If you missed the U.S. premiere of the randy new British series "Skins" earlier this week, consider yourself lucky.

Now is when things really start to get interesting.

As a show about precocious British teenagers, "Skins" is heavily indebted to the chatty "Dawson's Creek" (which it quoted directly in the pilot) and the more racy and recent "Gossip Girl," as well as the issues-oriented Canadian "DeGrassi" soap opera and its spinoffs. Its first episode was really just an exercise in how much it could get away with - and how much it could irritate concerned parents in the audience. Yet the second episode, which ran back-to-back with the premiere on BBC America, found it discovering a storytelling style all its own as it focused on one of the characters, and that trend continues with the third episode running at 9 p.m. Sunday on BBCA.

Like a good rap song, "Skins" is determined to alienate elements of the audience to set itself apart from the mainstream, but it's also got a lot going on.

First things first: Although it's about teenagers and boasts a writing staff said to have an average age of 22, "Skins" is adult fare, much like "Gossip Girl." "Dawson's Creek" appealed to teens by having them talk like hyper-eloquent adults, but "Skins," like "Gossip Girl," appeals to teens by placing them in adventures even the show's disclaimer admits are "of an adult nature." After all, "skins" is British slang for both condoms and rolling papers, and the pilot made that connection clear at the end - right before these teenagers allowed a stolen car to roll into a harbor.

Yet that's actually the show at its most derivative and least interesting, in the machinations of the shaker-mover Tony, played by Nicholas Hoult, familiar to U.S. viewers as the title character in the Hugh Grant drama "About a Boy." His Tony has a look - and an amorality - in common with Ed Westwick's Chuck Bass in "Gossip Girl," as he uses his various friends to play off each other and get what he wants.

Yet the second episode turned its attention to Hannah Murray's Cassie, a self-destructive anorexic with an airy-fairy attitude reminiscent of Luna Lovegood in the "Harry Potter" movies. (Similarly, there's a Ron Weasley quality to Mike Bailey's Sid, the shuffling sidekick to Tony.) The second episode crawled inside her head, as it watched her fingers as they seemed to race along a banister and as cell-phone texts, billboards and even the food on her plate kept repeating a nagging message: "Eat!"
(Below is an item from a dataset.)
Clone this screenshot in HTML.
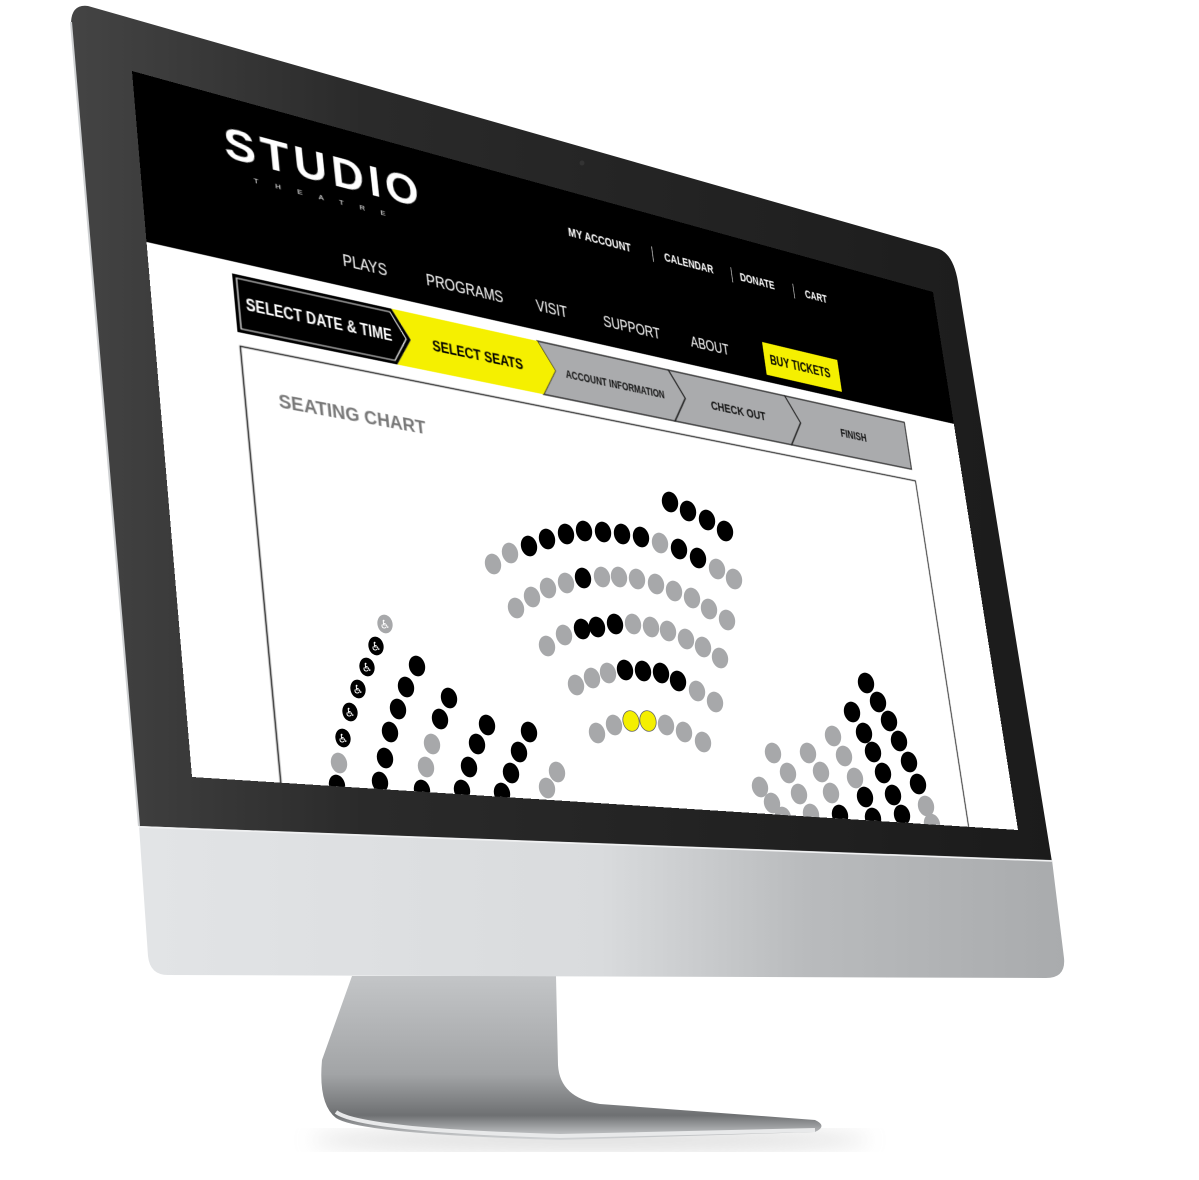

That pattern persists with Sunday's third episode, which focuses on Larissa Wilson's Jal, a promising young clarinetist who also happens to be the daughter of a Sean Combs-style British music producer. She clashes with her dad's bubblehead-blond Sporty Spice girlfriend, then, given a sheet of talking points by the school director for a series of media chats she's arranged to showcase the school and its music department, she gives a surly set of interviews. Dressed up by Tony's glamour-puss girlfriend Michelle (April Pearson) to look "shaggable" by showing off a little cleavage, she has to keep telling the boys in the group to "stop looking at them!"

Like Cassie before her, she comes off as complex and sympathetic. Yet even at that the show doesn't lose sight of the other characters. When Michelle tells Sid, "I know you fancy me," but that she thinks of them as brother and sister, he suggests, "We could be like a Welsh brother and sister." Likewise, look at how Jal's foul-mouthed music teacher, her poseur rapper brothers and even her dad's muscle henchmen all establish themselves as immediately identifiable side characters. This is a well-written and well-executed show that more often than not puts "Gossip Girl" to shame.

That said, it isn't perfect. There's a hackneyed subplot involving a drug dealer Sid owes money to, and it can do things just to be outrageous. (Next week it will examine Joe Dempsie's Chris, who left to his own devices by his mum, will play host to a wild party.)

There's some genuinely intriguing television being done here, and it's already generating buzz. My college-age daughter was clued into it this summer by a friend returned from an exchange-student program in Scotland, and "Skins" is already all over YouTube in snippets. So forget all the predictable controversy of "Gossip Girl": That's so 2007. The cool kids have moved on to "Skins" - and rightfully so.